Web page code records

-------------------------

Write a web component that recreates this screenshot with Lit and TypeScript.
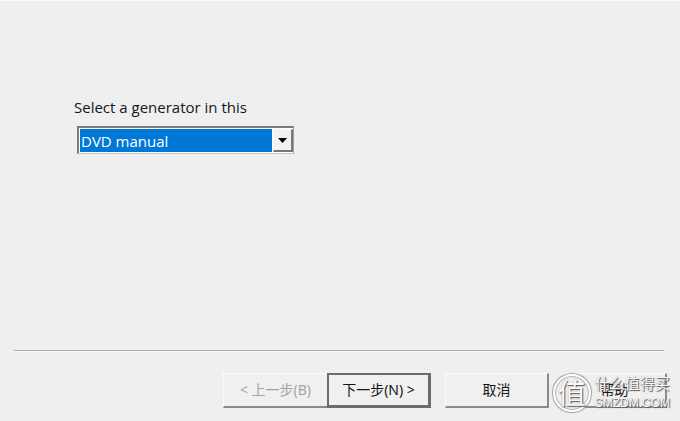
import { LitElement, html, css } from "lit";
import { customElement, state } from "lit/decorators.js";

@customElement("watermark-logo")
class WatermarkLogo extends LitElement {
  static styles = css`
    :host {
      display: flex;
      align-items: center;
      gap: 4px;
      pointer-events: none;
      color: #fafafa;
      font-family: "Noto Sans CJK SC", sans-serif;
      text-shadow: 1px 1px 1px #555, 0 0 1px #999;
    }
    .seal {
      display: flex;
      align-items: center;
      justify-content: center;
      box-sizing: border-box;
      width: 38px;
      height: 38px;
      padding-bottom: 2px;
      border: 2px solid #fdfdfd;
      border-radius: 50%;
      background: #eeeeee;
      box-shadow: 0 0 1px 1px #a0a0a0, inset 0 0 1px 1px #b0b0b0;
      font-size: 28px;
      line-height: 32px;
    }
    .words {
      display: flex;
      flex-direction: column;
    }
    .name {
      font-size: 15px;
      line-height: 20px;
    }
    .site {
      font-family: "Liberation Sans", sans-serif;
      font-size: 12px;
      line-height: 20px;
    }
  `;
  render() {
    return html`
      <span class="seal">值</span>
      <span class="words">
        <span class="name">什么值得买</span>
        <span class="site">SMZDM.COM</span>
      </span>
    `;
  }
}

@customElement("app-root")
class AppRoot extends LitElement {
  static styles = css`
    :host {
      display: flex;
      flex-direction: column;
      box-sizing: border-box;
      min-height: 100vh;
      padding: 0 13px 13px 14px;
      border-top: 1px solid #fbfbfb;
      background: #efefef;
      color: #161616;
      font-family: "Noto Sans", "Noto Sans CJK SC", sans-serif;
      font-size: 14px;
    }
    .content {
      flex: 1;
      display: flex;
      flex-direction: column;
      align-items: flex-start;
      gap: 9px;
      padding: 96px 60px 0;
      font-family: "Open Sans", "Noto Sans CJK SC", sans-serif;
      font-size: 15px;
    }
    label {
      line-height: 20px;
    }
    .combo {
      display: grid;
      grid-template-columns: 1fr 20px;
      box-sizing: border-box;
      width: 217px;
      height: 28px;
      margin-left: 3px;
      padding: 1px 0 1px 1px;
      border: 2px solid #7b7b7b;
      border-right: 1px solid #a0a0a0;
      border-bottom: 1px solid #c8c8c8;
      background: #fff;
    }
    select {
      grid-area: 1 / 1 / 2 / 3;
      appearance: none;
      min-width: 0;
      margin: 0;
      padding: 0 20px 0 1px;
      border: 0;
      border-radius: 0;
      outline: 0;
      background: linear-gradient(#0078d7, #0078d7) no-repeat 0 0 / calc(100% - 21px) 100%;
      color: #fff;
      font: inherit;
    }
    .arrow {
      grid-area: 1 / 2;
      display: flex;
      align-items: center;
      justify-content: center;
      pointer-events: none;
      border: 1px solid #f6f6f6;
      border-right: 2px solid #777;
      border-bottom: 2px solid #777;
      background: #f2f2f2;
    }
    .arrow svg {
      width: 9px;
      height: 5px;
    }
    hr {
      box-sizing: content-box;
      width: calc(100% - 3px);
      height: 1px;
      margin: 0 0 21px;
      border: 0;
      border-top: 1px solid #a6a6a6;
      background: #fafafa;
    }
    .actions {
      position: relative;
      display: flex;
      justify-content: flex-end;
      gap: 14px;
    }
    .pair {
      display: flex;
    }
    button {
      box-sizing: border-box;
      width: 104px;
      height: 35px;
      padding: 0;
      border: 1px solid #fbfbfb;
      border-right: 2px solid #8a8a8a;
      border-bottom: 2px solid #8a8a8a;
      border-radius: 0;
      background: #f0f0f0;
      color: #161616;
      font: inherit;
      line-height: 20px;
    }
    .back {
      border-right-width: 0;
    }
    button:disabled {
      color: #a4a4a4;
    }
    .next {
      border: 2px solid #6c6c6c;
      border-right-width: 3px;
      border-bottom-width: 3px;
    }
    watermark-logo {
      position: absolute;
      right: -3px;
      top: 0;
    }
  `;

  @state() private generator = "DVD manual";

  render() {
    return html`
      <main class="content">
        <label for="generator">Select a generator in this</label>
        <div class="combo">
          <select id="generator" @change=${(e: Event) => (this.generator = (e.target as HTMLSelectElement).value)}>
            <option>${this.generator}</option>
          </select>
          <span class="arrow" aria-hidden="true">
            <svg viewBox="0 0 9 5"><path d="M0 0h9L4.500 5z" fill="#000" /></svg>
          </span>
        </div>
      </main>
      <hr />
      <footer class="actions">
        <div class="pair">
          <button class="back" disabled>&lt; 上一步(B)</button>
          <button class="next">下一步(N) &gt;</button>
        </div>
        <button>取消</button>
        <button>帮助</button>
        <watermark-logo></watermark-logo>
      </footer>
    `;
  }
}
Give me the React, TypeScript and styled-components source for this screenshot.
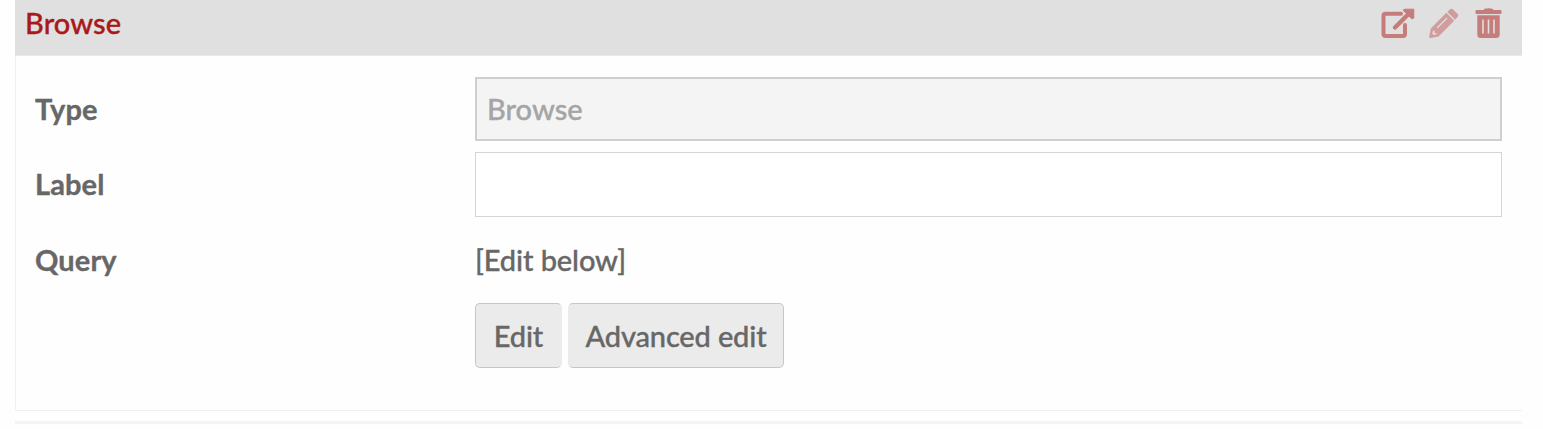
import React from 'react';
import styled, { createGlobalStyle } from 'styled-components';

const GlobalStyle = createGlobalStyle`
  *{box-sizing:border-box}
  body{margin:0;background:#fefefe;color:#676767;font:500 29px/1 Lato,sans-serif;overflow:hidden;-webkit-text-stroke:.35px currentColor}
`;
const Page = styled.main`padding:0 21px 0 15px;height:429px;`;
const Panel = styled.section`height:411px;border:1px solid #f0f0f0;border-top:0;border-right:0;`;
const Header = styled.header`
  height:56px;background:#e0e0e0;border-bottom:1px solid #eaeaea;color:#a91919;
  display:flex;justify-content:space-between;padding:0 20px 0 10px;margin-left:-1px;
`;
const Title = styled.h2`margin:0;font:500 29px/46px Lato,sans-serif;letter-spacing:.1px;`;
const Actions = styled.div`display:flex;gap:14px;padding-top:8px;`;
const Icon = styled.svg<{ $dim?: boolean }>`display:block;height:31px;color:${p => (p.$dim ? '#d09c9c' : '#c77c7c')};`;
const Row = styled.div`display:grid;grid-template-columns:440px 1fr;align-items:start;`;
const Fields = styled.div`display:grid;grid-template-rows:64px 65px 64px 65px;row-gap:11px;padding:21px 20px 0 19px;`;
const Label = styled.div`font-weight:700;line-height:64px;letter-spacing:.1px;`;
const Input = styled.input`
  display:block;width:100%;height:65px;border:1px solid #d5d5d5;border-radius:0;background:#fff;padding:0 11px;font:inherit;outline:0;
  &:disabled{height:64px;border:2px solid #cfcfcf;background:#f4f4f4;color:#a5a5a5;padding:0 10px 2px;}
`;
const Value = styled.div`line-height:64px;letter-spacing:-.1px;`;
const Buttons = styled.div`display:flex;gap:6px;`;
const Button = styled.button<{ $width: number; $open?: 'left' | 'right' }>`
  width:${p => p.$width}px;height:65px;border:1px solid #c6c6c6;border-radius:5px;
  ${p => p.$open && `border-${p.$open}-color:#ebebeb;`}
  background:#ebebeb;color:#676767;font:inherit;letter-spacing:-.15px;padding:0 0 1px;
`;
const Next = styled.div`height:3px;background:#f4f4f4;margin-top:10px;`;

const OpenIcon = () => (
  <Icon viewBox="0 0 34 31" width="34">
    <path d="M20 5.800H4.500Q2.500 5.800 2.500 7.800v18.200q0 2 2 2H22q2 0 2-2V17" fill="none" stroke="currentColor" strokeWidth="4" strokeLinecap="round" />
    <path d="M14 19.500 28 5.500" fill="none" stroke="currentColor" strokeWidth="4.500" strokeLinecap="round" />
    <path d="M24 1.200h8.800v8.800l-2 .8-8.800-8.600z" fill="currentColor" stroke="currentColor" strokeLinejoin="round" />
  </Icon>
);

const PencilIcon = () => (
  <Icon $dim viewBox="0 0 32 31" width="32">
    <path fill="currentColor" fillRule="evenodd" d="M1.500 30Q0 30 .2 28.800L1.800 20.500 17.300 4.800 25.200 12.700 9.500 28.400zM3.900 22.800 3.300 25.500 4.800 27 7.500 26.300V24.900H5.400V22.600zM7.600 19.400 8.600 20.200 18.500 10.400 17.700 9.600z" />
    <path fill="currentColor" d="M18.300 3.900 20.800 1.400q1.700-1.500 3.300 0l4.400 4.400q1.500 1.600 0 3.300L26.100 11.700z" />
  </Icon>
);

const TrashIcon = () => (
  <Icon viewBox="0 0 27 31" width="27">
    <path fill="currentColor" d="M1.500 2H8.500l1-1.300q4-1 8 0l1 1.300H25.500q1 0 1 1v2q0 1-1 1H1.500q-1 0-1-1V3q0-1 1-1z" />
    <path fill="currentColor" fillRule="evenodd" d="M2.300 7.200h22.400v19.300q0 3.500-3.500 3.500H5.800q-3.500 0-3.500-3.500zM7.200 11.500v14h1.600v-14zM12.700 11.500v14h1.600v-14zM18.200 11.500v14h1.600v-14z" />
  </Icon>
);

export default function App() {
  return (
    <>
      <GlobalStyle />
      <Page>
        <Panel>
          <Header>
            <Title>Browse</Title>
            <Actions><OpenIcon /><PencilIcon /><TrashIcon /></Actions>
          </Header>
          <Fields>
            <Row><Label>Type</Label><Input disabled defaultValue="Browse" /></Row>
            <Row><Label>Label</Label><Input /></Row>
            <Row><Label>Query</Label><Value>[Edit below]</Value></Row>
            <Row>
              <span />
              <Buttons>
                <Button $width={87} $open="right">Edit</Button>
                <Button $width={216} $open="left">Advanced edit</Button>
              </Buttons>
            </Row>
          </Fields>
        </Panel>
        <Next />
      </Page>
    </>
  );
}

-------------------------

▶ WHAT TO PRODUCE: Every line of the listing that holds "components" is to be counted; give only the resulting number.

▶ ANSWER TO THIS TASK: 2